Note that these are all energy potentials: this choice is justified because all energy potentials are caused by electric fields in this case. The electric potential is recoverable as $\Phi_\mathrm{tot} = q_e U_\mathrm{tot}$, where $q_e < 0$ is the charge of an electron.

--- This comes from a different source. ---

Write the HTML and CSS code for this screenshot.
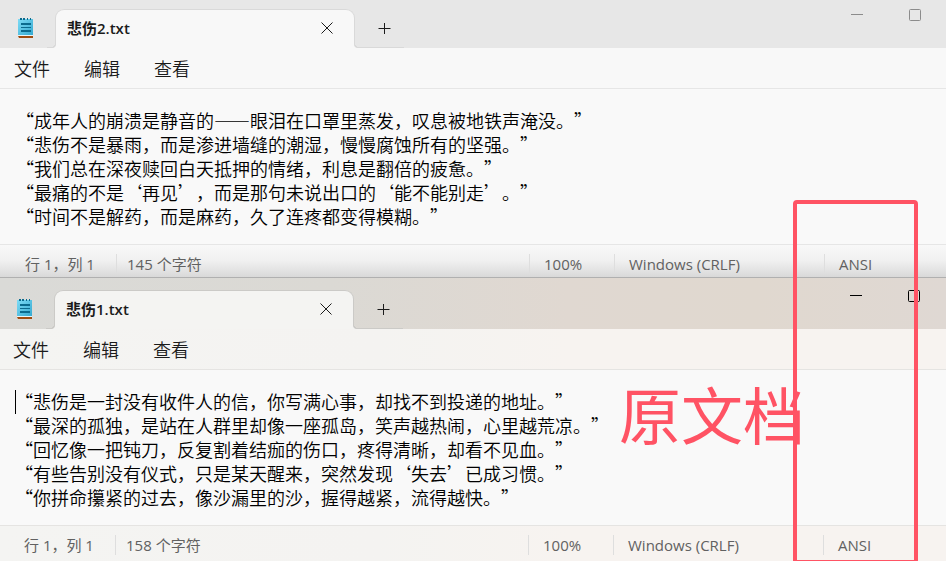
FILE: index.html
```html
<!DOCTYPE html>
<html lang="zh-CN">
<head>
<meta charset="utf-8">
<title>记事本</title>
<link rel="stylesheet" href="styles.css">
</head>
<body>
<svg class="defs" aria-hidden="true">
  <defs>
    <linearGradient id="page" x1="0" y1="0" x2="1" y2="1">
      <stop offset="0" stop-color="#7edcf6"/>
      <stop offset="1" stop-color="#35a9d0"/>
    </linearGradient>
  </defs>
  <symbol id="notepad" viewBox="0 0 16 21">
    <path fill="#a04c10" d="M0 18h15v2H1z"/>
    <path fill="#e8f6fa" d="M0 17h15v1H0z"/>
    <path fill="url(#page)" d="M0 1h15v16H0z"/>
    <path fill="#0b6b8e" d="M2 0h2v2H2zM5 0h2v2H5zM9 0h1v2H9zM12 0h1v2h-1zM3 5h10v2H3zM3 9h10v1H3zM3 12h10v2H3z"/>
  </symbol>
  <symbol id="close" viewBox="0 0 12 12">
    <path fill="none" stroke="currentColor" d="M.5.5l11 11M11.5.5l-11 11"/>
  </symbol>
  <symbol id="plus" viewBox="0 0 13 13">
    <path fill="none" stroke="currentColor" d="M6.500 1v11M.5 6.500h12"/>
  </symbol>
  <symbol id="minimize" viewBox="0 0 12 12">
    <path fill="none" stroke="currentColor" d="M0 5.500h12"/>
  </symbol>
  <symbol id="maximize" viewBox="0 0 12 12">
    <rect x=".5" y=".5" width="11" height="11" rx="1" fill="none" stroke="currentColor"/>
  </symbol>
</svg>

<main class="desktop">
  <section class="window back" aria-label="悲伤2.txt">
    <header class="titlebar">
      <svg class="app-icon" aria-hidden="true"><use href="#notepad"/></svg>
      <div class="tab">
        <span class="tab-title">悲伤2.txt</span>
        <button class="icon-button" type="button" aria-label="关闭标签页"><svg class="icon-close"><use href="#close"/></svg></button>
      </div>
      <button class="icon-button new-tab" type="button" aria-label="新建标签页"><svg class="icon-plus"><use href="#plus"/></svg></button>
      <div class="window-controls">
        <button class="icon-button" type="button" aria-label="最小化"><svg class="icon-window"><use href="#minimize"/></svg></button>
        <button class="icon-button" type="button" aria-label="最大化"><svg class="icon-window"><use href="#maximize"/></svg></button>
      </div>
    </header>
    <nav class="menu">
      <button type="button">文件</button>
      <button type="button">编辑</button>
      <button type="button">查看</button>
    </nav>
    <div class="editor">
      <textarea rows="5" wrap="off" spellcheck="false" aria-label="悲伤2.txt 内容">“成年人的崩溃是静音的——眼泪在口罩里蒸发，叹息被地铁声淹没。”
“悲伤不是暴雨，而是渗进墙缝的潮湿，慢慢腐蚀所有的坚强。”
“我们总在深夜赎回白天抵押的情绪，利息是翻倍的疲惫。”
“最痛的不是‘再见’，而是那句未说出口的‘能不能别走’。”
“时间不是解药，而是麻药，久了连疼都变得模糊。”</textarea>
    </div>
    <footer class="status">
      <span>行 1，列 1</span>
      <span>145 个字符</span>
      <span>100%</span>
      <span>Windows (CRLF)</span>
      <span>ANSI</span>
    </footer>
  </section>

  <section class="window front" aria-label="悲伤1.txt">
    <header class="titlebar">
      <svg class="app-icon" aria-hidden="true"><use href="#notepad"/></svg>
      <div class="tab">
        <span class="tab-title">悲伤1.txt</span>
        <button class="icon-button" type="button" aria-label="关闭标签页"><svg class="icon-close"><use href="#close"/></svg></button>
      </div>
      <button class="icon-button new-tab" type="button" aria-label="新建标签页"><svg class="icon-plus"><use href="#plus"/></svg></button>
      <div class="window-controls">
        <button class="icon-button" type="button" aria-label="最小化"><svg class="icon-window"><use href="#minimize"/></svg></button>
        <button class="icon-button" type="button" aria-label="最大化"><svg class="icon-window"><use href="#maximize"/></svg></button>
      </div>
    </header>
    <nav class="menu">
      <button type="button">文件</button>
      <button type="button">编辑</button>
      <button type="button">查看</button>
    </nav>
    <div class="editor">
      <span class="caret"></span>
      <textarea rows="5" wrap="off" spellcheck="false" aria-label="悲伤1.txt 内容">“悲伤是一封没有收件人的信，你写满心事，却找不到投递的地址。”
“最深的孤独，是站在人群里却像一座孤岛，笑声越热闹，心里越荒凉。”
“回忆像一把钝刀，反复割着结痂的伤口，疼得清晰，却看不见血。”
“有些告别没有仪式，只是某天醒来，突然发现‘失去’已成习惯。”
“你拼命攥紧的过去，像沙漏里的沙，握得越紧，流得越快。”</textarea>
    </div>
    <footer class="status">
      <span>行 1，列 1</span>
      <span>158 个字符</span>
      <span>100%</span>
      <span>Windows (CRLF)</span>
      <span>ANSI</span>
    </footer>
  </section>

  <div class="mark-box"></div>
  <p class="mark-text">原文档</p>
</main>
</body>
</html>
```
FILE: styles.css
```css
* {
  box-sizing: border-box;
}

body {
  margin: 0;
  overflow: hidden;
  background: #f9f9f9;
  color: #1b1b1b;
  font-family: "Open Sans", "Noto Sans CJK SC", sans-serif;
}

button {
  padding: 0;
  border: 0;
  background: none;
  color: inherit;
  font: inherit;
}

svg {
  display: block;
}

.defs {
  position: absolute;
  width: 0;
  height: 0;
}

.desktop {
  position: relative;
  display: flex;
  flex-direction: column;
  min-height: 100vh;
}

.window {
  --bar: #e7e7e7;
  --surface: #f8f8f8;
  --tab: #f8f8f8;
  --edge: #d9d9d9;
  --line: #e6e6e6;
}

.front {
  --bar: linear-gradient(90deg, #dadad7 0%, #dbd9d4 35%, #e0d8d1 60%, #e0d8cf 80%, #dfd8d3 100%);
  --surface: linear-gradient(90deg, #f4f4f2 0%, #f4f3f1 40%, #f7f3f0 60%, #f7f3f0 100%);
  --tab: #f4f4f2;
  --edge: #cbcac7;
  --line: #e5e4e2;
  display: flex;
  flex: 1;
  flex-direction: column;
  margin-left: -1px;
  border-top: 1px solid #b0b0b0;
}

/* Title bar */

.titlebar {
  display: flex;
  align-items: flex-start;
  padding: 9px 25px 0 18px;
  background: var(--bar);
}

.front .titlebar {
  padding-top: 12px;
  padding-right: 26px;
}

.app-icon {
  width: 16px;
  height: 21px;
  margin-top: 9px;
}

.tab {
  position: relative;
  display: flex;
  align-items: center;
  justify-content: space-between;
  width: 300px;
  height: 39px;
  margin-left: 21px;
  padding: 0 21px 2px 11px;
  border: 1px solid var(--edge);
  border-bottom: 0;
  border-radius: 9px 9px 0 0;
  background: var(--tab);
}

.tab::before,
.tab::after {
  content: "";
  position: absolute;
  bottom: 0;
  height: 5px;
}

.tab::before {
  right: 100%;
  width: 9px;
  background:
    radial-gradient(circle at 0 0, transparent 4px, var(--edge) 4px, var(--edge) 5px, var(--tab) 6px) right / 5px 5px no-repeat,
    linear-gradient(var(--edge), var(--edge)) bottom left / 5px 1px no-repeat;
}

.tab::after {
  left: 100%;
  width: 50px;
  background:
    radial-gradient(circle at 100% 0, transparent 4px, var(--edge) 4px, var(--edge) 5px, var(--tab) 6px) left / 5px 5px no-repeat,
    linear-gradient(var(--edge), var(--edge)) bottom right / 45px 1px no-repeat;
}

.tab-title {
  font-size: 15px;
  font-weight: 600;
  line-height: 20px;
}

.icon-button {
  display: block;
}

.icon-close {
  width: 12px;
  height: 12px;
}

.new-tab {
  margin: 13px 0 0 23px;
}

.icon-plus {
  width: 13px;
  height: 13px;
}

.window-controls {
  display: flex;
  gap: 46px;
  margin-left: auto;
}

.icon-window {
  width: 12px;
  height: 12px;
}

.back .window-controls {
  color: #8c8c8c;
}

.front .window-controls {
  color: #000;
}

/* Menu */

.menu {
  display: flex;
  gap: 34px;
  height: 41px;
  padding: 0 14px;
  border-bottom: 1px solid var(--line);
  background: var(--surface);
  font-size: 18px;
  font-weight: 350;
}

/* Text area */

.editor {
  position: relative;
  padding: 19px 16px 16px;
  background: #f9f9f9;
}

.editor textarea {
  display: block;
  width: 100%;
  height: 120px;
  padding: 0;
  border: 0;
  outline: 0;
  resize: none;
  overflow: hidden;
  background: none;
  color: #000;
  font: 350 18px/24px "Noto Sans CJK SC", sans-serif;
  text-spacing-trim: space-all;
}

.caret {
  position: absolute;
  top: 20px;
  width: 1px;
  height: 24px;
  background: #000;
}

/* Status bar */

.status {
  display: grid;
  grid-template-columns: 116px 1fr 85px 210px 122px;
  align-items: start;
  height: 33px;
  padding-top: 9px;
  border-top: 1px solid var(--line);
  background: linear-gradient(#f8f8f8, #f0f0f0 50%, #d9d9d9);
  color: #616161;
  font-size: 15px;
  line-height: 20px;
  white-space: nowrap;
}

.front .status {
  flex: 1;
  grid-template-columns: 116px 1fr 85px 210px 123px;
  background: var(--surface);
}

.status span {
  height: 20px;
  padding-left: 14px;
  border-left: 1px solid #dedede;
}

.status span:first-child {
  padding-left: 25px;
  border-left: 0;
}

.status span:nth-child(2) {
  padding-left: 10px;
}

/* Markup over both windows */

.mark-box {
  position: absolute;
  top: 200px;
  right: 28px;
  bottom: -3px;
  width: 125px;
  border: 4px solid #ff5364;
  border-radius: 4px;
}

.mark-text {
  position: absolute;
  top: 378px;
  right: 141px;
  margin: 0;
  color: #ff5364;
  font: 62px/70px "Noto Sans CJK SC", sans-serif;
}
```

From the Lindhard response function $\chi_0$, we get the induced particle density offset $\delta{\Expval{\hat{n}}}$ caused by a potential $U$. The density $\delta{\Expval{\hat{n}}}$ should be self-consistent, implying $U = U_\mathrm{tot}$. In other words, we have a linear relation $\delta{\Expval{\hat{n}}} = \chi_0 U_\mathrm{tot}$, so the standard formula for $\varepsilon_r$ gives:

\begin{aligned} \boxed{ \varepsilon_r(\vb{q}, \omega) = 1 - \frac{U_{ee}(\vb{q})}{V} \sum_{\sigma \vb{k}} \frac{n_F(\xi_{\vb{k}}) - n_F(\xi_{\vb{k} + \vb{q}})}{\hbar (\omega + i \eta) + \xi_{\vb{k}} - \xi_{\vb{k} + \vb{q}}} } \end{aligned}

Where $U_{ee}(\vb{q}) = q_e^2 / (\varepsilon_0 |\vb{q}|^2)$ is Coulomb repulsion. This is the Lindhard dielectric function of a free non-interacting electron gas, at any temperature and for any dimensionality.

## References

1. K.S. Thygesen, Advanced solid state physics: linear response theory, 2013, unpublished.
2. H. Bruus, K. Flensberg, Many-body quantum theory in condensed matter physics, 2016, Oxford.
3. G. Grosso, G.P. Parravicini, Solid state physics, 2nd edition, Elsevier.